Better not drive down the highway in my car then, in case I am held up at gun point.

The last crime that could be loosely called a highway robbery was called "The Great Train Robbery" know anything differently?
-- answer removed --
jim360

/// I'm not sure that's true, ///

Would I lie?

*** Using the Home Office's recorded crime statistics and population estimates from the Office for National Statistics, we can see that the homicide rate in 2009/10 was 11.2, compared to 6.3 in 1964, close to a doubling, if somewhat short. ***
AOG - "So you would wish these criminals to walk freely on our streets then Andy, so as to continue their life of crime?

have you thought that the next victim of their crimes might be you or those you hold dear? This of course might have otherwise been avoided, had they had been safely locked up behind bars."

Nowhere have I said or implied that these criminals should be free to walk the streets.

The next victim may be me, or mine, but that applies to anyone released from the current non-effective system, so that is hardly a barrier to thinking about change is it?
I wonder whom you are quoting there, AOG...

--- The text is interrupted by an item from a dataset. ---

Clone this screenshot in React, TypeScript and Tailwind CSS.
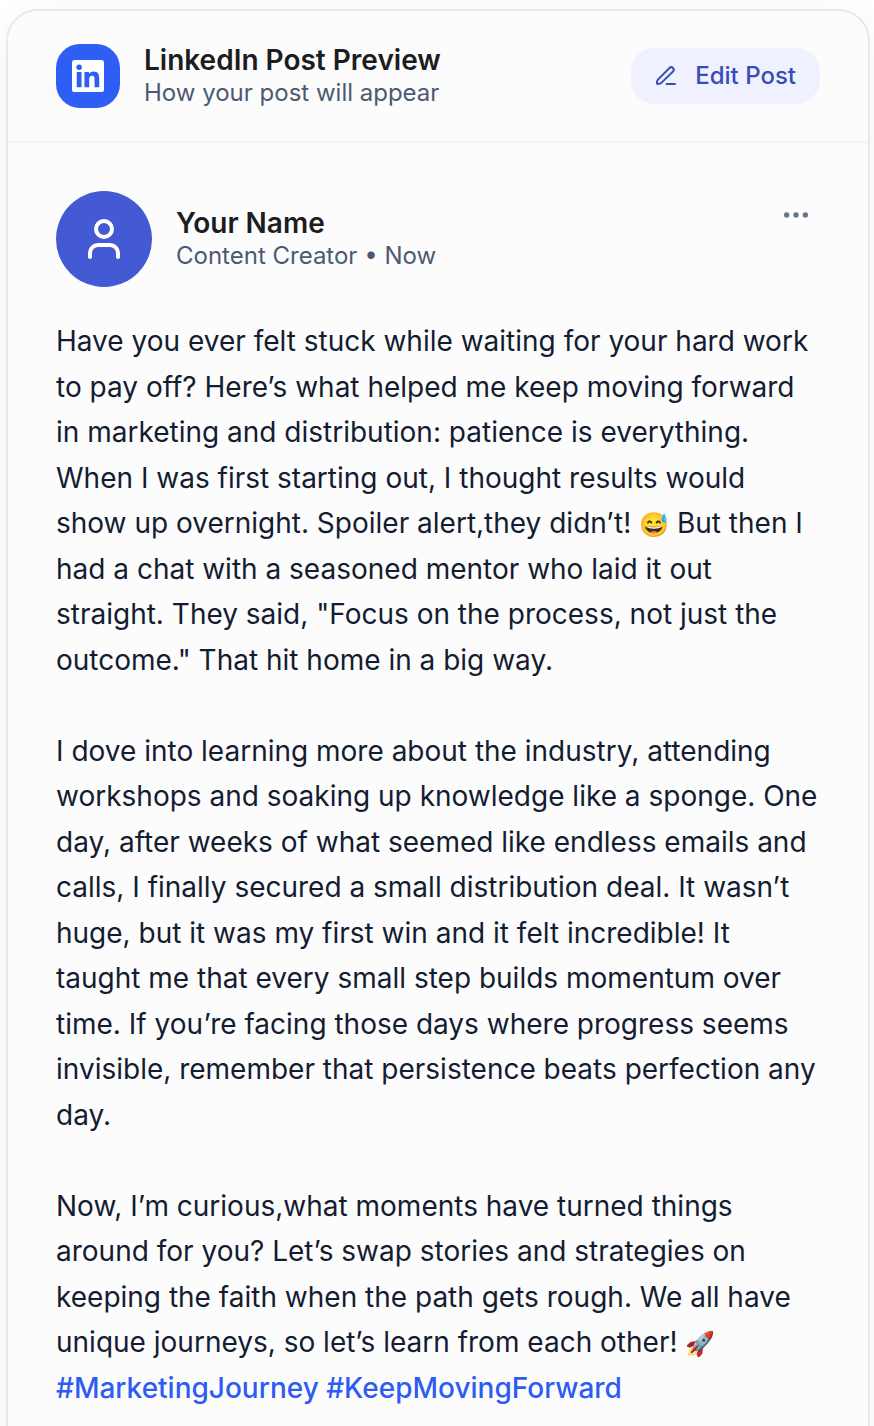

At the very least, there is no established causal link between the abolition of Capital Punishment and rising violent crime and murder. Most people who murder don't normally think through the full consequences, or at the very least spend time trying not to get caught. So, we should try to increase the detection rate.
triggerhippy

Robberies yes but hardly "Highway Robberies" unless you class ASDA's car park or stationary outside a bank, as the highway.